Waste & Resource Recovery

Council to improve kerbside collection service

Residents in townships across the Campaspe Shire are being asked to select their kitchen food scrap caddy, to help move their food waste from the kitchen to their kerbside green bin service.

Mayor Adrian Weston said council’s existing garden waste service is being expanded from July 1 to include food waste, collected through the fortnightly kerbside collection. This includes fruit and vegetable scraps, egg shells, seafood, meat, bones, dairy products, bread, cereal, pasta and rice, as well as all leftover food – cooked and raw.

“About 6,2000 households across the shire have a garden waste service and will receive a letter asking them to select their preferred free food scrap caddy by May 31,” Weston said.

“Three options are being offered – a closed food scrap caddy, an aerated food scrap caddy, or residents may choose not to receive either caddy and to use their own container.”

In addition to households with an existing green bin service, a further 6,000 residents in townships will receive a letter asking if they would like to take up the service, at an annual cost of $54.90, as well as selecting their preferred free food scrap caddy.

“With food waste making up around 37 per cent of household waste, this may allow some residents to move to a smaller waste bin, and save,” Weston said.

“Removing this significant component from the waste stream will also go a long way to reducing waste to landfill and reducing our landfill fees.
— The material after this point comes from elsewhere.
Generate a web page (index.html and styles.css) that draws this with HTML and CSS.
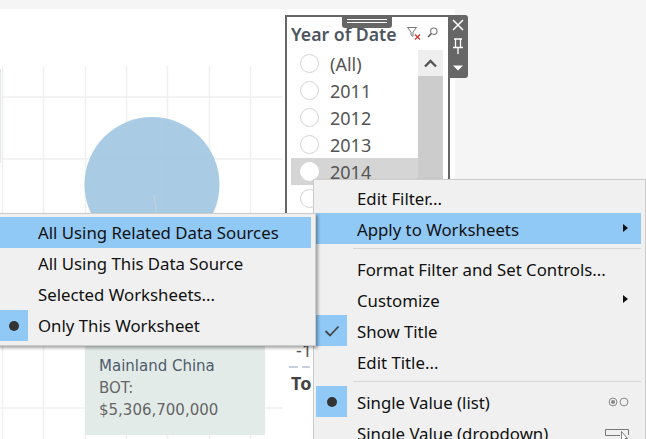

More importantly, it will provide a good environmental outcome as organic material produces greenhouse gases as it breaks down in landfill.”

More than 40 councils across Victoria have now moved to a food and garden waste service. This number has increased in current years due to the rising cost of landfill and also to recover a valuable resource that was, until now, being wasted in landfill.

“We are proud to be joining this group of councils with the initiative representing waste management best practice in Australia,” Weston said.

“All food and garden waste will be turned into compost by local Stanhope business, Biomix, to be used on gardens, parks and farms.

“A community survey, both online and by phone, in December last year has helped council staff in refining the changes to the green bin service. Data from the survey, as well as input from five community focus groups, has been used to develop a program suitable for our residents.”